Le portrait-robot du bénéficiaire d'un emploi-tremplin est tout aussi impossible à dessiner. Car, sur le terrain, chaque région a accommodé le dispositif à sa sauce. En Paca, baptisé «emploi d'utilité sociale», il s'adresse à des personnes titulaires d'un niveau bac à bac + 4 selon le poste, ou d'une expérience professionnelle au moins équivalente. « Ce n'est pas un dispositif pour l'emploi des jeunes, mais pour développer des activités dans des niches susceptibles de créer de l'emploi pérenne, capable, à terme, de s'autofinancer. Sinon, l'emploi n'a pas de raison d'être. Nous avons tiré les leçons des emplois-jeunes, qui avaient déçu beaucoup de bénéficiaires », explique Philippe Chesneau, vice-président du conseil régional délégué à l'emploi. Autre particularité du dispositif en Paca : l'aide, de 36 000 euros, est dégressive et limitée à trois ans.

Préparer à un véritable poste

En Rhône-Alpes, c'est l'effet inverse qui est recherché. « Il ne s'agit pas de financer un emploi pérenne. Notre dispositif sert à mettre le pied à l'étrier à un jeune de moins de 26 ans, avec moins de six mois d'expérience, qui sera, ensuite, mieux armé pour trouver un véritable emploi ailleurs. Le montant de notre aide, de 30 000 euros au total, ne permet d'ailleurs pas de financer la totalité du poste », souligne Thierry Braillard, vice-président chargé de la vie associative.

De son côté, la région Ile-de-France, qui voulait venir en aide aux jeunes en difficulté sans qualification, a fait évoluer son dispositif pour à la fois répondre à la demande des associations, qui cherchent des compétences pour se professionnaliser, et toucher un public de demandeurs d'emploi plus large. Résultat : les emplois-tremplins s'adressent à la fois aux jeunes de 16 à 27 ans, aux demandeurs d'emploi de plus de 45 ans et, sans condition d'âge, aux bénéficiaires des minima sociaux ou domiciliés dans les territoires prioritaires des politiques de la ville.
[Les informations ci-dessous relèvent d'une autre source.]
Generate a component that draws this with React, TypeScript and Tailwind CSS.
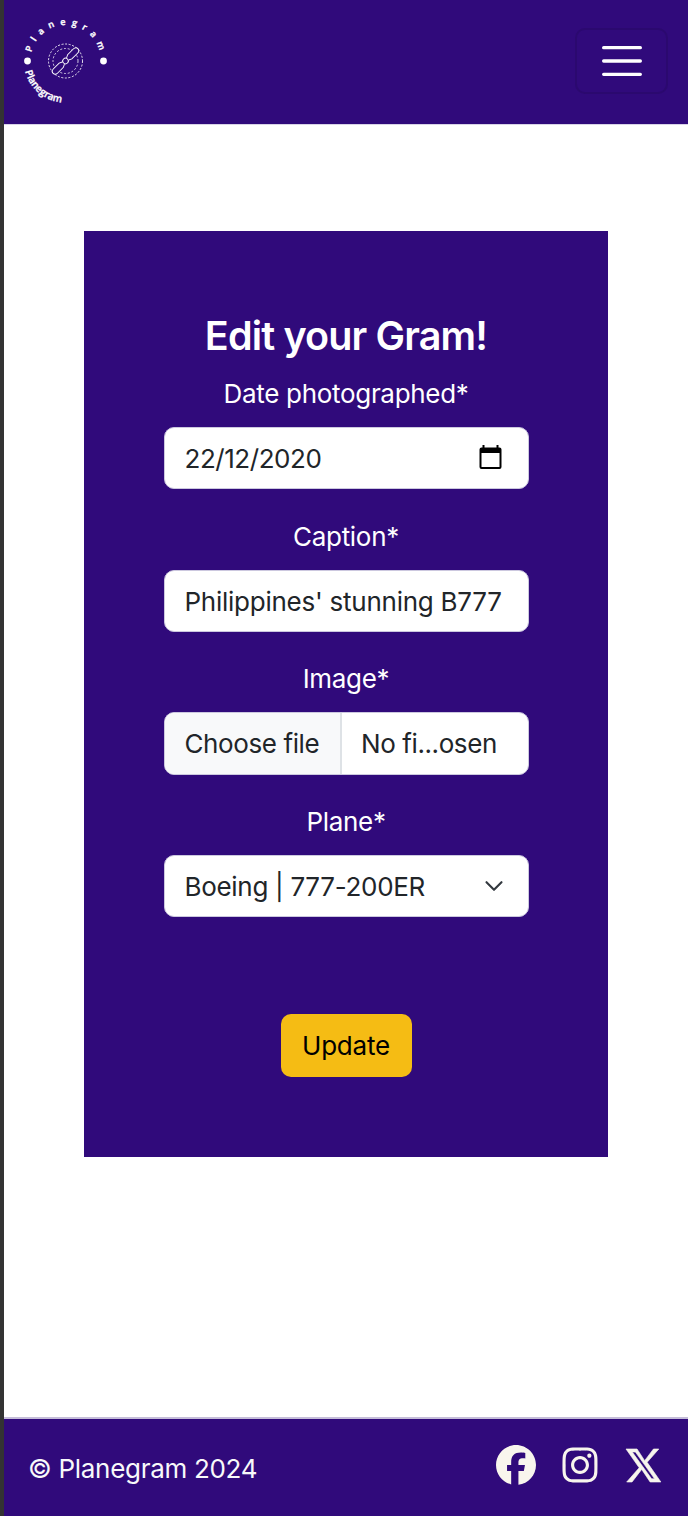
import type { ReactNode } from "react";
import { FaFacebook, FaInstagram } from "react-icons/fa6";

function Logo() {
  return (
    <svg width="90" height="90" viewBox="20 16 90 90" fill="none" stroke="#fff" role="img">
      <path id="ring-top" stroke="none" d="M31.4 52.2 A35 35 0 0 1 100.500 58" />
      <path id="ring-bottom" stroke="none" d="M25.2 71.2 A41.5 41.5 0 0 0 75 101.5" />
      <g fill="#fff" stroke="#fff" strokeWidth="0.35" className="font-['Open_Sans',sans-serif] font-semibold">
        <text fontSize="9">
          <textPath href="#ring-top" textLength="93" lengthAdjust="spacing">Planegram</textPath>
        </text>
        <text fontSize="10">
          <textPath href="#ring-bottom" textLength="51" lengthAdjust="spacingAndGlyphs">Planegram</textPath>
        </text>
      </g>
      <circle cx="27.5" cy="61" r="3.4" fill="#fff" stroke="none" />
      <circle cx="103.5" cy="61" r="3.4" fill="#fff" stroke="none" />
      <circle cx="65.5" cy="61" r="17" strokeWidth="0.9" strokeDasharray="2 1.6" />
      <circle cx="65.5" cy="61" r="12.5" strokeWidth="0.8" strokeDasharray="2 1.8" />
      <g transform="rotate(-45 65.5 61)" strokeWidth="0.95" fill="#300a7b">
        <path d="M62.5 59.5 L59.5 58 H51.5 Q48 58 48 61 Q48 64 51.5 64 H59.5 L62.5 62.5" />
        <path d="M68.5 59.5 L71.5 58 H79.5 Q83 58 83 61 Q83 64 79.5 64 H71.5 L68.5 62.5" />
        <circle cx="65.5" cy="61" r="2.8" />
      </g>
    </svg>
  );
}

function Field({ label, children }: { label: string; children: ReactNode }) {
  return (
    <div className="h-[142.67px] w-full">
      <label className="mb-[13px] block h-10 text-center leading-10 tracking-[-0.3px] text-white">{label}</label>
      <div className="flex h-[62.5px] w-full items-center overflow-hidden rounded-[10px] border-[1.5px] border-[#ccc8df] bg-white tracking-[-0.3px] whitespace-nowrap text-[#212529]">
        {children}
      </div>
    </div>
  );
}

export default function App() {
  return (
    <div className="flex h-[1516px] w-[688px] flex-col border-l-4 border-[#333] bg-white font-[Inter,sans-serif] text-[26px]">
      <header className="flex h-[125px] shrink-0 items-center justify-between border-b border-[#d8d3e7] bg-[#300a7b] pr-5 pb-0.5 pl-4">
        <Logo />
        <button aria-label="Menu" className="flex h-[66px] w-[93px] items-center justify-center rounded-[10px] border-2 border-[#2b096f]">
          <svg width="50" height="50" viewBox="0 0 30 30" stroke="#fff" strokeWidth="2" strokeLinecap="round">
            <path d="M4 7h22M4 15h22M4 23h22" />
          </svg>
        </button>
      </header>

      <main className="flex-1 px-20 pt-[106px]">
        <form className="flex h-[926px] w-[524px] flex-col items-center bg-[#300a7b] pr-[79.5px] pl-[79.5px] pt-[80px]">
          <h1 className="mb-[14.5px] h-[48px] shrink-0 text-[39.5px] leading-[51px] font-semibold tracking-[-0.85px] text-white">Edit your Gram!</h1>
          <div className="w-full pt-[0.4px]">
            <Field label="Date photographed*">
              <span className="flex-1 pl-5 tracking-[-0.45px]">22/12/2020</span>
              <svg className="mr-[26px] mb-0.5" width="23" height="25" viewBox="0 0 23 25">
                <path fill="#000" fillRule="evenodd" d="M3.5 0H5.5v2.5h12V0H19.5v2.5h1A2 2 0 0 1 22.5 4.5V22a2 2 0 0 1-2 2H2.5a2 2 0 0 1-2-2V4.5a2 2 0 0 1 2-2h1zM2.5 8v14h18V8z" />
              </svg>
            </Field>
            <Field label="Caption*">
              <span className="pt-px pl-5 tracking-[-0.25px]">Philippines' stunning B777</span>
            </Field>
            <Field label="Image*">
              <span className="flex h-full w-[177px] shrink-0 items-center border-r-2 border-[#dee2e6] bg-[#f8f9fa] pl-5 tracking-[-0.4px]">Choose file</span>
              <span className="pl-[19.5px] tracking-[-0.4px]">No fi...osen</span>
            </Field>
            <Field label="Plane*">
              <span className="flex-1 pl-5">Boeing | 777-200ER</span>
              <svg className="mr-[24px]" width="20" height="20" viewBox="0 0 16 16" fill="none" stroke="#343a40" strokeWidth="1.7" strokeLinecap="round" strokeLinejoin="round">
                <path d="m2 5 6 6 6-6" />
              </svg>
            </Field>
          </div>
          <button type="button" className="mt-[69.6px] h-[63px] w-[131px] shrink-0 rounded-[10px] bg-[#f5bc14] tracking-[-0.2px] text-black">Update</button>
        </form>
      </main>

      <footer className="flex h-[99px] shrink-0 items-center justify-between border-t-2 border-[#c5bdd9] bg-[#300a7b] pr-[27px] pl-[24px]">
        <p className="pt-[1px] tracking-[-0.3px] text-[#f8f9fa]">© Planegram 2024</p>
        <div className="flex items-center gap-6 pb-[5px] text-[#f8f5ed]">
          <FaFacebook size={40} />
          <FaInstagram className="h-10 w-10" />
          <svg className="ml-0.5 overflow-visible" width="35" height="33" viewBox="1.25 1.25 21.65 20.5" preserveAspectRatio="none" fill="currentColor" stroke="currentColor" strokeWidth="0.4">
            <path d="M18.244 1.25h3.308l-7.227 8.26 8.502 12.24H16.17l-5.214-7.817L4.99 21.75H1.68l7.73-8.835L1.254 1.25H8.08l4.713 7.231zm-1.161 18.52h1.833L7.084 3.126H5.117z" />
          </svg>
        </div>
      </footer>
    </div>
  );
}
En Poitou-Charentes, il y en a pour tous les goûts, en fonction de l'âge, du secteur d'activité ou du statut de la structure bénéficiaire. Le dispositif est ouvert à certaines entreprises du secteur marchand, ainsi qu'aux projets de création ou de reprise d'entreprise. « L'emploi-tremplin ne doit pas être un dispositif unique plaqué indifféremment selon les besoins des publics et des structures bénéficiaires », explique Jean-Luc Fulachier, directeur général des services du conseil régional.

Promesses électorales

Quant aux 500 000 emplois-tremplins pour les jeunes que promet Ségolène Royal si elle est élue, nul ne sait dire leur contenu exact. Ni comment ils s'articuleront avec «le contrat première chance», la dernière proposition en date de la candidate du PS pour insérer professionnellement des jeunes âgés de moins de 26 ans sans qualification dans des entreprises de moins de 20 salariés.